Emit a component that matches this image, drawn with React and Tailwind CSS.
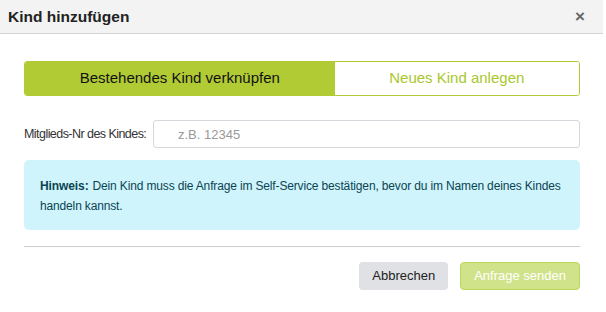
export default function App() {
  return (
    <div className="w-[606px] h-[312px] bg-white font-['Liberation_Sans',Arial,sans-serif]">
      <div className="w-[603px]">
        {/* Header */}
        <div className="h-[34px] bg-[#f3f3f3] border-b border-[#d4d4d4] flex items-center justify-between pl-[8px] pr-[18px]">
          <div className="text-[15.5px] font-bold text-[#222]">Kind hinzufügen</div>
          <div className="text-[17px] font-bold text-[#666] leading-none">×</div>
        </div>

        <div className="px-[24px] pt-[27px]">
          {/* Toggle */}
          <div className="flex h-[35px] w-[556px] rounded-[3px] border border-[#b1cb35] overflow-hidden text-[15px]">
            <div className="flex-auto flex items-center justify-center bg-[#b1cb35] text-[#111]">
              Bestehendes Kind verknüpfen
            </div>
            <div className="flex-auto flex items-center justify-center bg-white text-[#a9c72e]">
              Neues Kind anlegen
            </div>
          </div>

          {/* Input row */}
          <div className="flex items-center mt-[24px] w-[556px]">
            <label className="text-[12.5px] tracking-[-0.55px] whitespace-nowrap text-[#333] w-[129px]">Mitglieds-Nr des Kindes:</label>
            <input
              className="flex-1 h-[28px] border border-[#d5d8dc] rounded-[3px] px-[24px] text-[13px] text-[#333] placeholder:text-[#999] outline-none"
              placeholder="z.B. 12345"
            />
          </div>

          {/* Info */}
          <div className="mt-[12px] w-[556px] h-[70px] rounded-[5px] bg-[#cff4fc] px-[16px] pt-[16px] text-[12px] leading-[20px] text-[#0b4452]">
            <span className="font-bold tracking-[-0.1px] mr-[4px]">Hinweis:</span>
            <span className="tracking-[-0.15px]">Dein Kind muss die Anfrage im Self-Service bestätigen, bevor du im Namen deines Kindes handeln kannst.</span>
          </div>

          <div className="mt-[16px] w-[556px] border-t border-[#cccccc]"></div>

          {/* Buttons */}
          <div className="flex justify-end gap-[12px] mt-[15px] w-[556px]">
            <button className="h-[28px] px-[13px] rounded-[4px] bg-[#dfe1e5] text-[13px] text-[#222]">
              Abbrechen
            </button>
            <button className="h-[28px] px-[13px] rounded-[4px] bg-[#d1e38a] border border-[#bed65a] text-[13px] text-white">
              Anfrage senden
            </button>
          </div>
        </div>
      </div>
    </div>
  );
}
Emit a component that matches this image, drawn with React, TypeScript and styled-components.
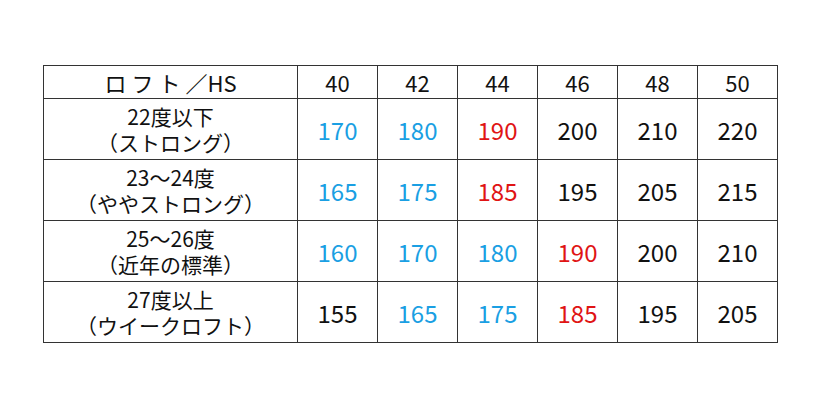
import styled, { createGlobalStyle } from "styled-components";

const GlobalStyle = createGlobalStyle`
  html, body {
    margin: 0;
    padding: 0;
    background: #ffffff;
  }
  body {
    font-family: "Noto Sans CJK JP", "Noto Sans", sans-serif;
    color: #111;
  }
`;

type Tone = "blue" | "red" | "black";

const toneColor: Record<Tone, string> = {
  blue: "#1a9fe3",
  red: "#e01414",
  black: "#111111",
};

const rows: { loft: string; note: string; values: [number, Tone][] }[] = [
  {
    loft: "22度以下",
    note: "（ストロング）",
    values: [
      [170, "blue"],
      [180, "blue"],
      [190, "red"],
      [200, "black"],
      [210, "black"],
      [220, "black"],
    ],
  },
  {
    loft: "23〜24度",
    note: "（ややストロング）",
    values: [
      [165, "blue"],
      [175, "blue"],
      [185, "red"],
      [195, "black"],
      [205, "black"],
      [215, "black"],
    ],
  },
  {
    loft: "25〜26度",
    note: "（近年の標準）",
    values: [
      [160, "blue"],
      [170, "blue"],
      [180, "blue"],
      [190, "red"],
      [200, "black"],
      [210, "black"],
    ],
  },
  {
    loft: "27度以上",
    note: "（ウイークロフト）",
    values: [
      [155, "black"],
      [165, "blue"],
      [175, "blue"],
      [185, "red"],
      [195, "black"],
      [205, "black"],
    ],
  },
];

const speeds = [40, 42, 44, 46, 48, 50];

const Page = styled.div`
  padding: 65px 0 0 43px;
`;

const Table = styled.table`
  border-collapse: collapse;
  table-layout: fixed;
  width: 734px;
`;

const HeadCell = styled.th<{ $first?: boolean }>`
  border: 1px solid #333;
  height: 32px;
  padding: 0;
  width: ${(p) => (p.$first ? "253px" : "79px")};
  font-weight: normal;
  font-size: 22px;
  line-height: 1;
  text-align: center;
  color: #111;
`;

const Kana = styled.span`
  letter-spacing: 5px;
`;

const LabelCell = styled.td`
  border: 1px solid #333;
  height: 60px;
  padding: 0;
  text-align: center;
  font-size: 21px;
  line-height: 26px;
  color: #111;
`;

const Line = styled.div`
  white-space: nowrap;
`;

const ValueCell = styled.td<{ $tone: Tone }>`
  border: 1px solid #333;
  padding: 0;
  text-align: center;
  font-size: 24px;
  color: ${(p) => toneColor[p.$tone]};
`;

export default function App() {
  return (
    <>
      <GlobalStyle />
      <Page>
        <Table>
          <thead>
            <tr>
              <HeadCell $first>
                <Kana>ロフト</Kana>／HS
              </HeadCell>
              {speeds.map((s) => (
                <HeadCell key={s}>{s}</HeadCell>
              ))}
            </tr>
          </thead>
          <tbody>
            {rows.map((r) => (
              <tr key={r.loft}>
                <LabelCell>
                  <Line>{r.loft}</Line>
                  <Line>{r.note}</Line>
                </LabelCell>
                {r.values.map(([v, tone], i) => (
                  <ValueCell key={i} $tone={tone}>
                    {v}
                  </ValueCell>
                ))}
              </tr>
            ))}
          </tbody>
        </Table>
      </Page>
    </>
  );
}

» **INSTRUCTIONS FOR THE TASK**
Extract the full listing exactly, with the pictures left out.

» **EXERCISE RESULT**
Emit a component that matches this image, drawn with React and Tailwind CSS.
export default function App() {
  return (
    <div className="w-[606px] h-[312px] bg-white font-['Liberation_Sans',Arial,sans-serif]">
      <div className="w-[603px]">
        {/* Header */}
        <div className="h-[34px] bg-[#f3f3f3] border-b border-[#d4d4d4] flex items-center justify-between pl-[8px] pr-[18px]">
          <div className="text-[15.5px] font-bold text-[#222]">Kind hinzufügen</div>
          <div className="text-[17px] font-bold text-[#666] leading-none">×</div>
        </div>

        <div className="px-[24px] pt-[27px]">
          {/* Toggle */}
          <div className="flex h-[35px] w-[556px] rounded-[3px] border border-[#b1cb35] overflow-hidden text-[15px]">
            <div className="flex-auto flex items-center justify-center bg-[#b1cb35] text-[#111]">
              Bestehendes Kind verknüpfen
            </div>
            <div className="flex-auto flex items-center justify-center bg-white text-[#a9c72e]">
              Neues Kind anlegen
            </div>
          </div>

          {/* Input row */}
          <div className="flex items-center mt-[24px] w-[556px]">
            <label className="text-[12.5px] tracking-[-0.55px] whitespace-nowrap text-[#333] w-[129px]">Mitglieds-Nr des Kindes:</label>
            <input
              className="flex-1 h-[28px] border border-[#d5d8dc] rounded-[3px] px-[24px] text-[13px] text-[#333] placeholder:text-[#999] outline-none"
              placeholder="z.B. 12345"
            />
          </div>

          {/* Info */}
          <div className="mt-[12px] w-[556px] h-[70px] rounded-[5px] bg-[#cff4fc] px-[16px] pt-[16px] text-[12px] leading-[20px] text-[#0b4452]">
            <span className="font-bold tracking-[-0.1px] mr-[4px]">Hinweis:</span>
            <span className="tracking-[-0.15px]">Dein Kind muss die Anfrage im Self-Service bestätigen, bevor du im Namen deines Kindes handeln kannst.</span>
          </div>

          <div className="mt-[16px] w-[556px] border-t border-[#cccccc]"></div>

          {/* Buttons */}
          <div className="flex justify-end gap-[12px] mt-[15px] w-[556px]">
            <button className="h-[28px] px-[13px] rounded-[4px] bg-[#dfe1e5] text-[13px] text-[#222]">
              Abbrechen
            </button>
            <button className="h-[28px] px-[13px] rounded-[4px] bg-[#d1e38a] border border-[#bed65a] text-[13px] text-white">
              Anfrage senden
            </button>
          </div>
        </div>
      </div>
    </div>
  );
}
Emit a component that matches this image, drawn with React, TypeScript and styled-components.
import styled, { createGlobalStyle } from "styled-components";

const GlobalStyle = createGlobalStyle`
  html, body {
    margin: 0;
    padding: 0;
    background: #ffffff;
  }
  body {
    font-family: "Noto Sans CJK JP", "Noto Sans", sans-serif;
    color: #111;
  }
`;

type Tone = "blue" | "red" | "black";

const toneColor: Record<Tone, string> = {
  blue: "#1a9fe3",
  red: "#e01414",
  black: "#111111",
};

const rows: { loft: string; note: string; values: [number, Tone][] }[] = [
  {
    loft: "22度以下",
    note: "（ストロング）",
    values: [
      [170, "blue"],
      [180, "blue"],
      [190, "red"],
      [200, "black"],
      [210, "black"],
      [220, "black"],
    ],
  },
  {
    loft: "23〜24度",
    note: "（ややストロング）",
    values: [
      [165, "blue"],
      [175, "blue"],
      [185, "red"],
      [195, "black"],
      [205, "black"],
      [215, "black"],
    ],
  },
  {
    loft: "25〜26度",
    note: "（近年の標準）",
    values: [
      [160, "blue"],
      [170, "blue"],
      [180, "blue"],
      [190, "red"],
      [200, "black"],
      [210, "black"],
    ],
  },
  {
    loft: "27度以上",
    note: "（ウイークロフト）",
    values: [
      [155, "black"],
      [165, "blue"],
      [175, "blue"],
      [185, "red"],
      [195, "black"],
      [205, "black"],
    ],
  },
];

const speeds = [40, 42, 44, 46, 48, 50];

const Page = styled.div`
  padding: 65px 0 0 43px;
`;

const Table = styled.table`
  border-collapse: collapse;
  table-layout: fixed;
  width: 734px;
`;

const HeadCell = styled.th<{ $first?: boolean }>`
  border: 1px solid #333;
  height: 32px;
  padding: 0;
  width: ${(p) => (p.$first ? "253px" : "79px")};
  font-weight: normal;
  font-size: 22px;
  line-height: 1;
  text-align: center;
  color: #111;
`;

const Kana = styled.span`
  letter-spacing: 5px;
`;

const LabelCell = styled.td`
  border: 1px solid #333;
  height: 60px;
  padding: 0;
  text-align: center;
  font-size: 21px;
  line-height: 26px;
  color: #111;
`;

const Line = styled.div`
  white-space: nowrap;
`;

const ValueCell = styled.td<{ $tone: Tone }>`
  border: 1px solid #333;
  padding: 0;
  text-align: center;
  font-size: 24px;
  color: ${(p) => toneColor[p.$tone]};
`;

export default function App() {
  return (
    <>
      <GlobalStyle />
      <Page>
        <Table>
          <thead>
            <tr>
              <HeadCell $first>
                <Kana>ロフト</Kana>／HS
              </HeadCell>
              {speeds.map((s) => (
                <HeadCell key={s}>{s}</HeadCell>
              ))}
            </tr>
          </thead>
          <tbody>
            {rows.map((r) => (
              <tr key={r.loft}>
                <LabelCell>
                  <Line>{r.loft}</Line>
                  <Line>{r.note}</Line>
                </LabelCell>
                {r.values.map(([v, tone], i) => (
                  <ValueCell key={i} $tone={tone}>
                    {v}
                  </ValueCell>
                ))}
              </tr>
            ))}
          </tbody>
        </Table>
      </Page>
    </>
  );
}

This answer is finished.